Nearly every day now, news streams over our wires conveying the latest combat deaths, mostly Iraq, sometimes in Afghanistan - one here, two there, sometimes more. The reports tend to be terse and matter-of-fact. One death last week, however, commanded far greater attention. Killed was Pat Tillman, a professional football player who gave up a lucrative contract with the National Football League's Arizona Cardinals to join the Army following the Sept. 11, 2001, terrorist attacks.
Tillman, on patrol with fellow Army Rangers, died a week ago Thursday in an ambush in southeastern Afghanistan. His celebrity status put the news of his death on front pages all over the country.
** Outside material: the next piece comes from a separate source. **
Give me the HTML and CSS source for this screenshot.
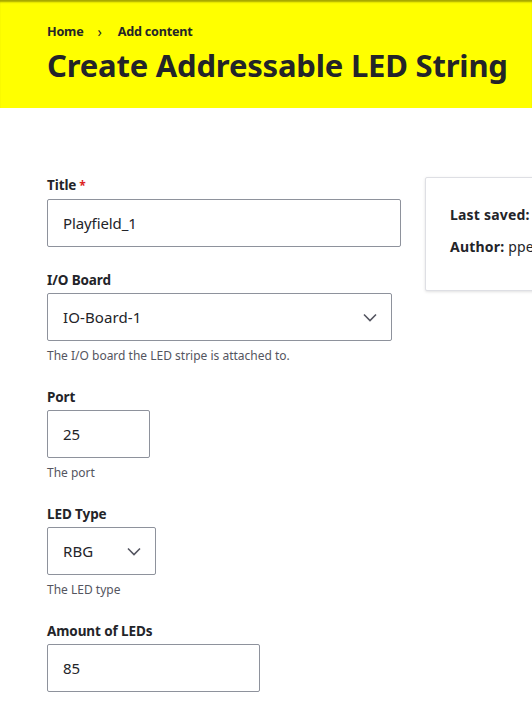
FILE: index.html
```html
<!DOCTYPE html>
<html lang="en">
<head>
<meta charset="utf-8">
<title>Create Addressable LED String</title>
<link rel="stylesheet" href="styles.css">
</head>
<body>
<header class="page-header">
  <nav class="breadcrumb">
    <a href="#">Home</a>
    <span class="sep">›</span>
    <a href="#">Add content</a>
  </nav>
  <h1 class="page-title">Create Addressable LED String</h1>
</header>
<main class="layout">
  <form class="form">
    <div class="field">
      <label class="label">Title<span class="req">*</span></label>
      <input class="input w-title" type="text" value="Playfield_1">
    </div>
    <div class="field">
      <label class="label">I/O Board</label>
      <div class="select w-board"><span>IO-Board-1</span><svg class="chev" width="14" height="9" viewBox="0 0 14 9"><path d="M1 1.5l6 6 6-6" fill="none" stroke="#545560" stroke-width="1.6"/></svg></div>
      <div class="desc">The I/O board the LED stripe is attached to.</div>
    </div>
    <div class="field">
      <label class="label">Port</label>
      <input class="input w-port" type="text" value="25">
      <div class="desc">The port</div>
    </div>
    <div class="field">
      <label class="label">LED Type</label>
      <div class="select w-type"><span>RBG</span><svg class="chev" width="14" height="9" viewBox="0 0 14 9"><path d="M1 1.5l6 6 6-6" fill="none" stroke="#545560" stroke-width="1.6"/></svg></div>
      <div class="desc">The LED type</div>
    </div>
    <div class="field">
      <label class="label">Amount of LEDs</label>
      <input class="input w-amount" type="text" value="85">
    </div>
  </form>
  <aside class="card">
    <div class="meta"><b>Last saved:</b> <span class="val">Not saved yet</span></div>
    <div class="meta"><b>Author:</b> ppe</div>
  </aside>
</main>
</body>
</html>
```
FILE: styles.css
```css
* { box-sizing: border-box; }
html, body { margin: 0; padding: 0; background: #fff; }
body {
  font-family: "Noto Sans", "Open Sans", sans-serif;
  color: #232429;
  overflow: hidden;
  width: 532px;
}
.page-header {
  background: #ffff00;
  height: 108px;
  padding: 22px 0 0 47px;
  box-shadow: inset 0 3px 2px -1px rgba(90, 90, 0, 0.55);
}
.breadcrumb {
  display: flex;
  align-items: center;
  font-size: 12.6px;
  font-weight: 700;
  line-height: 20px;
  letter-spacing: -0.2px;
}
.breadcrumb a { color: #232429; text-decoration: none; }
.breadcrumb .sep { margin: 0 16px 0 14px; font-weight: 400; font-size: 14px; }
.page-title {
  margin: 4px 0 0;
  font-size: 31px;
  line-height: 38px;
  font-weight: 700;
  letter-spacing: -0.2px;
  white-space: nowrap;
}
.layout {
  display: flex;
  align-items: flex-start;
  padding: 69px 0 0 47px;
}
.form { width: 354px; flex: none; margin-top: -1px; }
.field { display: flex; flex-direction: column; align-items: flex-start; margin-bottom: 24px; }
.label {
  font-size: 13.5px;
  font-weight: 700;
  line-height: 18px;
  margin-bottom: 4px;
  letter-spacing: -0.1px;
}
.req { color: #dc2323; margin-left: 3px; font-size: 12px; }
.input, .select {
  height: 48px;
  border: 1px solid #8e929c;
  border-radius: 2px;
  background: #fff;
  font-family: inherit;
  font-size: 15px;
  color: #232429;
  padding: 0 15px;
  display: flex;
  align-items: center;
}
.input { outline: none; letter-spacing: -0.1px; }
.select { justify-content: space-between; padding-right: 14px; letter-spacing: 0.1px; }
.w-title { width: 354px; }
.w-board { width: 345px; }
.w-port { width: 103px; }
.w-type { width: 109px; }
.w-amount { width: 213px; }
.desc {
  margin-top: 7px;
  font-size: 12px;
  line-height: 16px;
  color: #545560;
}
.card {
  margin: 0 0 0 24px;
  width: 200px;
  flex: none;
  border: 1px solid #dedfe4;
  border-radius: 2px;
  box-shadow: 0 1px 3px rgba(0,0,0,0.12);
  padding: 27px 24px 33px 24px;
  background: #fff;
}
.meta {
  font-size: 14px;
  line-height: 20px;
  white-space: nowrap;
  margin-bottom: 12px;
  letter-spacing: 0.2px;
}
.meta .val { margin-left: 4px; }
.meta:last-child { margin-bottom: 0; }
.meta b { font-weight: 700; }
```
His decision to join the military to combat terrorism is notable, but perhaps not as unusual as news accounts surrounding his death made it seem. No, not many men and women forsake
$3.6 million football contracts to volunteer for the military. But in their own way, many others in the military have made sacrifices that, to them, seem just as great and for the same reasons as Tillman's. We fight our wars these days with an all-volunteer, professional military. But the pay and benefits and career opportunities in the military aren't great enough to attract many people with options and opportunities in the civilian world. Pragmatic factors - training, help with college costs, benefits - enter into the equation, but it takes something more to get someone to enlist for war. You have to believe in bigger things and care deeply about your country and countrymen to give up a safe and rewarding civilian career, family and creature comforts to volunteer for dangerous duty.
Tillman's face and celebrity make his sacrifice tangible. He earned the respect his fellow American are paying him. But it's also important to remember that we enlist a whole lot of Pat Tillmans to defend our country, fight our wars and serve our nation's interests in the world's most dangerous places and situations.